Have You Been Speaking Poetry All Your Life?

Maybe it’s because I’m a Londoner… I don’t know.  It could be because I’m a Londoner – but I really, really like Cockney rhyming slang.  Cockney rhyming slang is one of my favourite kinds of slang: it’s poetic, it’s inventive, it’s creative – and it makes you think about rhyme.  Everyone knows the common forms, such as ‘plates of meat’ and ‘apples and pears’; but the beauty of Cockney rhyming slang is that it isn’t just traditional; it’s evolving.  People make up new forms of rhyming slang all the time.  For example, how many of these do you know?

a Cadbury’s

an Irish

a butcher’s

the frog

pen and ink

skin and blister

titfer

tea leaf

?

Let me know…

One of the rudest – ‘the Barclay’s’ (think about it) was frequently used by Kenneth Williams in his rather sad and lonely diary entries: but my all-time favourite piece of Cockney rhyming slang comes from the 80’s TV series ‘Minder’.

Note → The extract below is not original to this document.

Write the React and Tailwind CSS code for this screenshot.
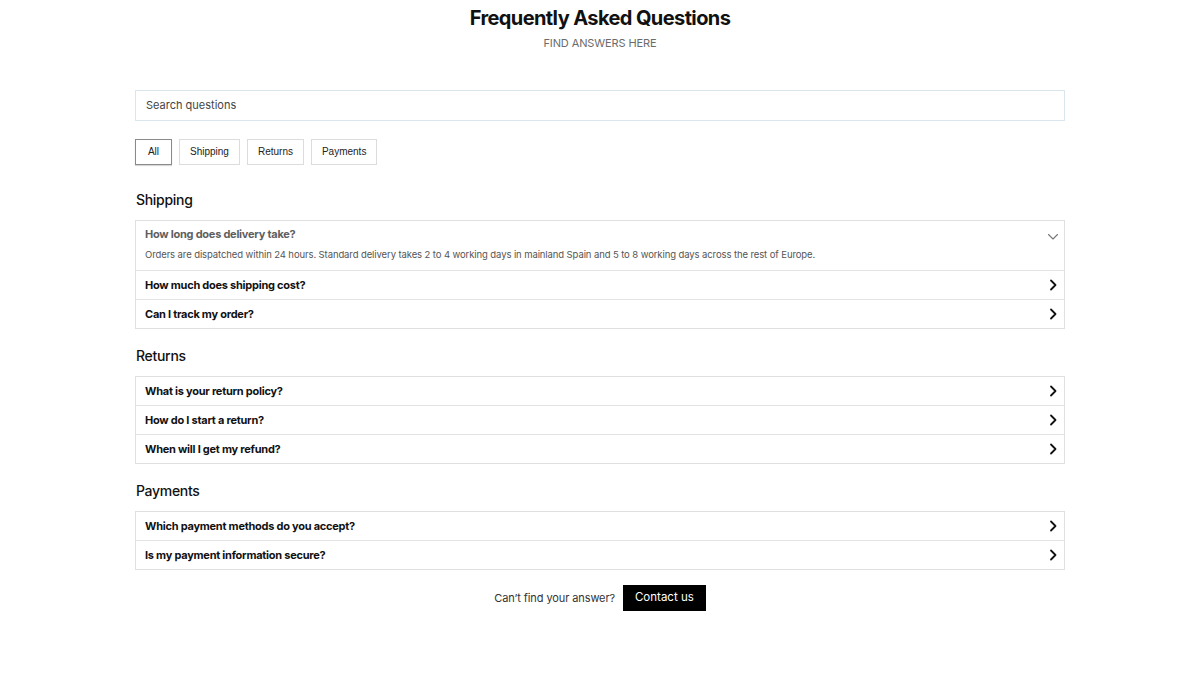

http://www.imdb.com/title/tt0078657/

Starring George Cole and Dennis Waterman, it featured a dodgy ‘businessman’ and his minder; and one week George Cole complained that his ‘Chalfonts’ were killing him.  No-one outside London would have a hope of understanding this, and it even took me a while.  You have to work out that there are two villages to the North of London called Chalfont St Peter’s and Chalfont St Giles; then to reflect that not much rhymes with ‘Peter’s’, and then to figure out that the most likely rhyme for Giles is ‘piles’.

Brilliant!

Language is constantly evolving; and that is one of its most exciting features.  Spellings such as ‘alright’, once considered anathema, are now the norm – and why?  Because everyone uses them.  Everyone except pedants like me, that is.  I don’t mind spellings such as ‘alright’ because there are many other examples of similar contractions and anomalies in English spelling; however what I don’t like is usage so lazy that it conveys an attitude of ‘I don’t give a toss’ – such as the phrase ‘my bad.’

Have I mentioned this before?  I think I may have… anyway, here’s a poem about it:

For Your Good

The incompleteness of the sent-

it sends me into shudders

though realising what you meant

it lacks grammatic rudders

so as you blunder into shot

so I must thunder: My bad what?

what is it that is so ungood?

Bad leg?  Bad arm?  Bad winter?

A mouldy apple?  Rotten wood?

Bad finger after splinter?

It sounds as awful as it looks

– I’ve written you in my bad books.

What’s wrong with saying ‘my mistake’?

… and so on.  It’s a very satisfying rant to perform.